Exercise » Only the lines between the line with "Convert this table" and the line with "string; y2020: string;", together with those two lines themselves, are to be copied exactly.

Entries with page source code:

>>>

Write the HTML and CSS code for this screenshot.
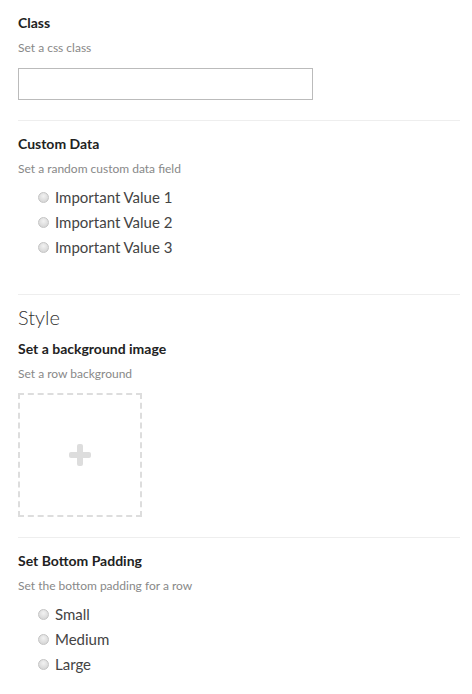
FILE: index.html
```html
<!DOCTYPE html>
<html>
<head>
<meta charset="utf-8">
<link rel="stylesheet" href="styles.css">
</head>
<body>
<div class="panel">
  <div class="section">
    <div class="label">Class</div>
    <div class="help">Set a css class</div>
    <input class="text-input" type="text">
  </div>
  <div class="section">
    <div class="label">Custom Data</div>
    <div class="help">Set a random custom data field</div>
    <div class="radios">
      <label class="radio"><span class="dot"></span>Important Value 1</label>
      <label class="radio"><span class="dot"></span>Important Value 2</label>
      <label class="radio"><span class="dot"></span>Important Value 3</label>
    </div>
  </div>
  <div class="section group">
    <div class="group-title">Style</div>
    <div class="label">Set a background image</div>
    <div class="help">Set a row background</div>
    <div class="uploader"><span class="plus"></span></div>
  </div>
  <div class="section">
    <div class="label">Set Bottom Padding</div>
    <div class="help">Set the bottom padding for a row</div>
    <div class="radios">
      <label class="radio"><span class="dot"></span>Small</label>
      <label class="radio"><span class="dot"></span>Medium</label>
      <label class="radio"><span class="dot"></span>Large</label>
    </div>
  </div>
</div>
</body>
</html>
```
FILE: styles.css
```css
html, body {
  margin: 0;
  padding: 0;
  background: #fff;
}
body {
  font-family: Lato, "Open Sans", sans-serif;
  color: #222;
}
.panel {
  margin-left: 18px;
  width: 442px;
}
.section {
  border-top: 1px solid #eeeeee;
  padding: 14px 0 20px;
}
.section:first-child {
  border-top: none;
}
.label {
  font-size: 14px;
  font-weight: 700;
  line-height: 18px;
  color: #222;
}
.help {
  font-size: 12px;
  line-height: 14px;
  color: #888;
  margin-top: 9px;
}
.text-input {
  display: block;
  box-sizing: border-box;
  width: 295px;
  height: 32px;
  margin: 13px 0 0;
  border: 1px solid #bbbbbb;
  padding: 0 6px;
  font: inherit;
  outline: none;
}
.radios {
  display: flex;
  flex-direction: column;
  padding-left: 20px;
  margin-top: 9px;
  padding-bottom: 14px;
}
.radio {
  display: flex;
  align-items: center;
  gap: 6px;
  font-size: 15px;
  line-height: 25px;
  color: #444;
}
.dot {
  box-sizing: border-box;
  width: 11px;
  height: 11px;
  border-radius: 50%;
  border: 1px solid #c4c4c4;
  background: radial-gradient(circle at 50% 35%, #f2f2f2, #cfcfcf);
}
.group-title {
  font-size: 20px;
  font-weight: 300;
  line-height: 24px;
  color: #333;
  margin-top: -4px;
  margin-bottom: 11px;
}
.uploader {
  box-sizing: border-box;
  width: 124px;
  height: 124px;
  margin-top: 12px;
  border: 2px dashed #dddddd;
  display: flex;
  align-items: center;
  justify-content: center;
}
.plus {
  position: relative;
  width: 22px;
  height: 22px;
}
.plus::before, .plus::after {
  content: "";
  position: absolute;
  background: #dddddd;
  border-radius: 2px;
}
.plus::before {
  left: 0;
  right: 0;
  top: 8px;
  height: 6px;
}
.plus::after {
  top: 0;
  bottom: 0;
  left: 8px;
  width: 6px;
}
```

<<<
>>>

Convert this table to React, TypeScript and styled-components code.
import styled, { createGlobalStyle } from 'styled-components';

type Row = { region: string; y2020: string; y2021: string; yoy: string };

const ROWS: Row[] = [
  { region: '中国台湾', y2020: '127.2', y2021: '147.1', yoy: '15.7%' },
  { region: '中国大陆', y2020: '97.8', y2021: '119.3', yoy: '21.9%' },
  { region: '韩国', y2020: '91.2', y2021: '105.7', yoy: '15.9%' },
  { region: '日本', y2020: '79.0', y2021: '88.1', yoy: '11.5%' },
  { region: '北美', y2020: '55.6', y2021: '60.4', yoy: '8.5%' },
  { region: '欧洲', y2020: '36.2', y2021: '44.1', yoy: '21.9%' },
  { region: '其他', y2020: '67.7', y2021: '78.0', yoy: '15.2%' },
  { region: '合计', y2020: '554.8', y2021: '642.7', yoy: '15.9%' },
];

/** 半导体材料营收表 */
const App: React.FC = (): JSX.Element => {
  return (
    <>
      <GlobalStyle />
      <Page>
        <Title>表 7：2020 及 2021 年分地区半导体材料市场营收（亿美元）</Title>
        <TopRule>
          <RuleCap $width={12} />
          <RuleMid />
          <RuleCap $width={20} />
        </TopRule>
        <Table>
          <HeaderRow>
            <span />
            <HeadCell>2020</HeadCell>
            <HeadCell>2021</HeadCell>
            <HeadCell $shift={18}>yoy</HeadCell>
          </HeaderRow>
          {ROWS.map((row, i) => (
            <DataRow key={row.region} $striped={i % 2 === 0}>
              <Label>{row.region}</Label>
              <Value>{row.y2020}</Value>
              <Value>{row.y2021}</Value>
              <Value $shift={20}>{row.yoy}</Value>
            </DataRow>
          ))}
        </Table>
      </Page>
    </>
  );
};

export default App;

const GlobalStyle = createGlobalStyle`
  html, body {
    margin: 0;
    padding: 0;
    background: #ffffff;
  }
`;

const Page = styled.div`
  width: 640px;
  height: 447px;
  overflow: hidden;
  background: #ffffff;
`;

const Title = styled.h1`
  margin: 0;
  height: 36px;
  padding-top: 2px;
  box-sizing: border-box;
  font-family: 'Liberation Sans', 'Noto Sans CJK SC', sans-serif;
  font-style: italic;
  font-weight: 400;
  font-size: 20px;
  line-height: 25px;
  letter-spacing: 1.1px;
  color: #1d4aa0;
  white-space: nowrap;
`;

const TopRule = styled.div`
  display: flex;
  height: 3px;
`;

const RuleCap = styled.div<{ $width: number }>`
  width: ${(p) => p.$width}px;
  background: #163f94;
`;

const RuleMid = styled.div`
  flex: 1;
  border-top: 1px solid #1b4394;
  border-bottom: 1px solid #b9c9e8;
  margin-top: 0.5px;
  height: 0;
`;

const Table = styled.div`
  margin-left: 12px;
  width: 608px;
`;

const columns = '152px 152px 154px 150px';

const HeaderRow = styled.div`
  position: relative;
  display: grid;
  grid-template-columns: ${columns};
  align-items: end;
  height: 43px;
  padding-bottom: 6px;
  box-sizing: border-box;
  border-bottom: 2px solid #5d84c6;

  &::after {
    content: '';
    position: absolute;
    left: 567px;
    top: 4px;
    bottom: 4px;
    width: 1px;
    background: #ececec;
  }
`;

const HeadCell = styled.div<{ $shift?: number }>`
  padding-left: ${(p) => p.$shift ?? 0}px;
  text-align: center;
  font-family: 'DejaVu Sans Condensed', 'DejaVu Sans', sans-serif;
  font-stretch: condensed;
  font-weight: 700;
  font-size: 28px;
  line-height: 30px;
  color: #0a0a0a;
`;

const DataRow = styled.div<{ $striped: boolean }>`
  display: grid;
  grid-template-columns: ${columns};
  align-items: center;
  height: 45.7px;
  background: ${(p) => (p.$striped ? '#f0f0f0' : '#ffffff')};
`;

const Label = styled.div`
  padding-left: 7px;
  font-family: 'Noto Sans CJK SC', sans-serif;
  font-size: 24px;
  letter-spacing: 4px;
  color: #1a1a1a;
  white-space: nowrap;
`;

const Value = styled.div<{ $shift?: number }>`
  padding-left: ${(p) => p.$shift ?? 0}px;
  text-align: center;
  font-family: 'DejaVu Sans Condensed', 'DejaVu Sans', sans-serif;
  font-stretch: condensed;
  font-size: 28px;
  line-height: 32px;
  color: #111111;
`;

<<<

Result of the task »
Convert this table to React, TypeScript and styled-components code.
import styled, { createGlobalStyle } from 'styled-components';

type Row = { region: string; y2020: string; y2021: string; yoy: string };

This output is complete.